His administration has also said it would prioritise giving grant money to programmes that focus on “patriotic education,” and demanded that schools cap international undergraduate enrollment at 15%.

“For research, it’s going to be a big dip in what the American scientists can do and what they are allowed to do, what they can publish, what they can get money for. So this is going to have big effects,” said Engstrom, who is chairwoman of the research policy committee at the Royal Swedish Academy of Sciences.

The White House said in an emailed response that the United States was the largest funder of scientific research in the world.

“The Administration’s targeted cuts to waste, fraud, and abuse in both research grant funding and visa programs are going to strengthen Americans’ innovative and scientific dominance,” it said.

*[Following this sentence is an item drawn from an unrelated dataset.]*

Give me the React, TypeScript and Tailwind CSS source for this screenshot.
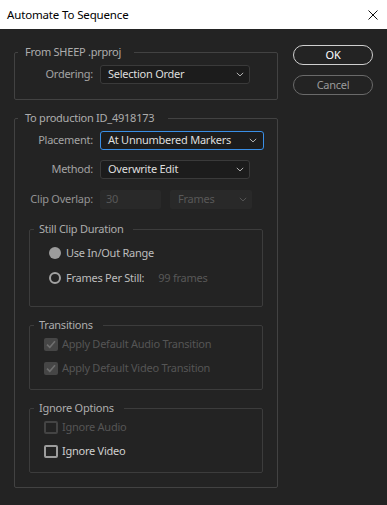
import React from "react";

const Chevron = ({ color = "#b4b4b4" }: { color?: string }) => (
  <svg width="8" height="5" viewBox="0 0 8 5" className="shrink-0">
    <path d="M0.8 0.9 L4 3.9 L7.2 0.9" fill="none" stroke={color} strokeWidth="1" />
  </svg>
);

const Check = () => (
  <svg width="10" height="9" viewBox="0 0 10 9">
    <path d="M1 4.6 L3.8 7.3 L9 1.3" fill="none" stroke="#6f6f6f" strokeWidth="1.6" />
  </svg>
);

const T = "text-[11px] tracking-[-0.25px]";

function Legend({ children, pr = "pr-[13px]" }: { children: React.ReactNode; pr?: string }) {
  return (
    <legend className={`ml-[3px] pl-[7px] ${pr} h-[16px] leading-[16px] ${T} text-[#adadad]`}>{children}</legend>
  );
}

function InnerLegend({ children }: { children: React.ReactNode }) {
  return (
    <legend className={`ml-[4px] pl-[5px] pr-[10px] h-[16px] leading-[16px] ${T} text-[#adadad]`}>{children}</legend>
  );
}

export default function App() {
  return (
    <div className="w-[387px] h-[505px] bg-[#232323] flex flex-col font-['Noto_Sans',sans-serif] overflow-hidden">
      <div className="h-[29px] bg-white flex items-center justify-between pl-[7px] pr-[9px] shrink-0">
        <span className="text-[11.5px] tracking-[-0.15px] text-black leading-none">Automate To Sequence</span>
        <svg width="10" height="10" viewBox="0 0 10 10">
          <path d="M0.5 0.5 L9.5 9.5 M9.5 0.5 L0.5 9.5" stroke="#111" strokeWidth="1" />
        </svg>
      </div>
      <div className="flex pl-[14px] pt-[15px]">
        <div className="w-[264px] flex flex-col">
          <fieldset className="border border-[#424242] rounded-[2px] pb-[15px]">
            <Legend>From SHEEP .prproj</Legend>
            <div className="flex items-center mt-[5px]">
              <div className={`w-[78px] text-right ${T} text-[#a4a4a4]`}>Ordering:</div>
              <div className="ml-[7px] w-[150px] h-[19px] bg-[#1c1c1c] border border-[#3a3a3a] rounded-[3px] flex items-center justify-between pl-[7px] pr-[5px]">
                <span className={`${T} text-[#dedede]`}>Selection Order</span>
                <Chevron />
              </div>
            </div>
          </fieldset>

          <fieldset className="mt-[10px] border border-[#424242] rounded-[2px] pb-[14px]">
            <Legend pr="pr-[14px]">To production ID_4918173</Legend>
            <div className="flex items-center mt-[5px]">
              <div className={`w-[78px] text-right ${T} text-[#a4a4a4]`}>Placement:</div>
              <div className="ml-[7px] w-[164px] h-[19px] bg-[#1c1c1c] border border-[#3a8fe6] rounded-[3px] flex items-center justify-between pl-[7px] pr-[6px]">
                <span className={`${T} text-[#dedede]`}>At Unnumbered Markers</span>
                <Chevron />
              </div>
            </div>
            <div className="flex items-center mt-[10px]">
              <div className={`w-[78px] text-right ${T} text-[#a4a4a4]`}>Method:</div>
              <div className="ml-[7px] w-[150px] h-[19px] bg-[#1c1c1c] border border-[#3a3a3a] rounded-[3px] flex items-center justify-between pl-[7px] pr-[5px]">
                <span className={`${T} text-[#dedede]`}>Overwrite Edit</span>
                <Chevron />
              </div>
            </div>
            <div className="flex items-center mt-[11px]">
              <div className={`w-[78px] text-right ${T} text-[#939393]`}>Clip Overlap:</div>
              <div className="ml-[7px] w-[61px] h-[19px] bg-[#292929] rounded-[2px] flex items-center pl-[6px]">
                <span className={`${T} text-[#585858]`}>30</span>
              </div>
              <div className="ml-[9px] w-[82px] h-[19px] bg-[#292929] rounded-[2px] flex items-center justify-between pl-[8px] pr-[5px]">
                <span className={`${T} text-[#585858]`}>Frames</span>
                <Chevron color="#555555" />
              </div>
            </div>

            <fieldset className="mt-[12px] ml-[14px] w-[234px] border border-[#3c3c3c] rounded-[2px] pb-[20px]">
              <InnerLegend>Still Clip Duration</InnerLegend>
              <div className="flex items-center mt-[8px] h-[16px] pl-[19px]">
                <div className="w-[12px] h-[12px] rounded-full bg-[#9c9c9c]" />
                <span className={`ml-[5px] ${T} text-[#bdbdbd]`}>Use In/Out Range</span>
              </div>
              <div className="flex items-center mt-[9px] h-[16px] pl-[19px]">
                <div className="w-[12px] h-[12px] rounded-full border-2 border-[#a2a2a2]" />
                <span className={`ml-[5px] ${T} text-[#bdbdbd]`}>Frames Per Still:</span>
                <span className={`ml-[14px] ${T} text-[#585858]`}>99 frames</span>
              </div>
            </fieldset>

            <fieldset className="mt-[10px] ml-[14px] w-[234px] border border-[#3c3c3c] rounded-[2px] pb-[13px]">
              <InnerLegend>Transitions</InnerLegend>
              <div className="flex items-center mt-[3px] h-[16px] pl-[14px]">
                <div className="w-[14px] h-[13px] rounded-[2px] bg-[#464646] flex items-center justify-center"><Check /></div>
                <span className={`ml-[4px] ${T} text-[#555555]`}>Apply Default Audio Transition</span>
              </div>
              <div className="flex items-center mt-[8px] h-[16px] pl-[14px]">
                <div className="w-[14px] h-[13px] rounded-[2px] bg-[#464646] flex items-center justify-center"><Check /></div>
                <span className={`ml-[4px] ${T} text-[#555555]`}>Apply Default Video Transition</span>
              </div>
            </fieldset>

            <fieldset className="mt-[10px] ml-[14px] w-[234px] border border-[#3c3c3c] rounded-[2px] pb-[13px]">
              <InnerLegend>Ignore Options</InnerLegend>
              <div className="flex items-center mt-[3px] h-[16px] pl-[14px]">
                <div className="w-[14px] h-[13px] rounded-[2px] border-2 border-[#444444]" />
                <span className={`ml-[4px] ${T} text-[#555555]`}>Ignore Audio</span>
              </div>
              <div className="flex items-center mt-[8px] h-[16px] pl-[14px]">
                <div className="w-[14px] h-[13px] rounded-[2px] border-2 border-[#9c9c9c]" />
                <span className={`ml-[4px] ${T} text-[#cfcfcf]`}>Ignore Video</span>
              </div>
            </fieldset>
          </fieldset>
        </div>

        <div className="ml-[15px] pt-[1px] flex flex-col">
          <div className={`w-[80px] h-[20px] rounded-full border border-[#cfcfcf] flex items-center justify-center ${T} text-white`}>OK</div>
          <div className={`mt-[10px] w-[80px] h-[20px] rounded-full border border-[#6a6a6a] flex items-center justify-center ${T} text-[#9a9a9a]`}>Cancel</div>
        </div>
      </div>
    </div>
  );
}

NOBEL LAUREATE WARNS OF DRAG ON ECONOMIC GROWTH

Trump has also been wrangling with several prestigious universities – some of whose faculty may be among the Nobel prize winners in coming days – threatening to withhold federal funds over issues including pro-Palestinian protests against Israel’s war in Gaza, campus diversity and transgender policies.

British-born American economist Simon Johnson, who won the Nobel Prize in Economic Sciences in 2024 for his studies of how institutions affect prosperity, said that, while he thought it was too early to tell how Trump’s actions would affect academic freedom, they would certainly hamper economic growth.

“These policies are absolutely, unambiguously very negative and particularly for job creation,” Johnson, who is a professor at MIT Sloan School of Management, said.

“All engineering and science-type activities, I think, are going to be affected,” he said. “Life Sciences is a particularly dynamic sector at the moment and NIH is, for whatever reason, being targeted with truly massive cuts.”

The Nobel Foundation, which oversees Nobel’s will and legacy, said that there were challenges to academic freedom, as there have been previously in the Foundation’s 124 years, and that it was “keeping a watchful eye”.

“We protect knowledge,” said Hanna Stjarne, chairwoman of the foundation. “We protect … freedom, the opportunity for researchers to work freely, for writers to be able to write exactly as they want, and for peace initiatives to be taken in all kinds of conflicts that exist all over the world.”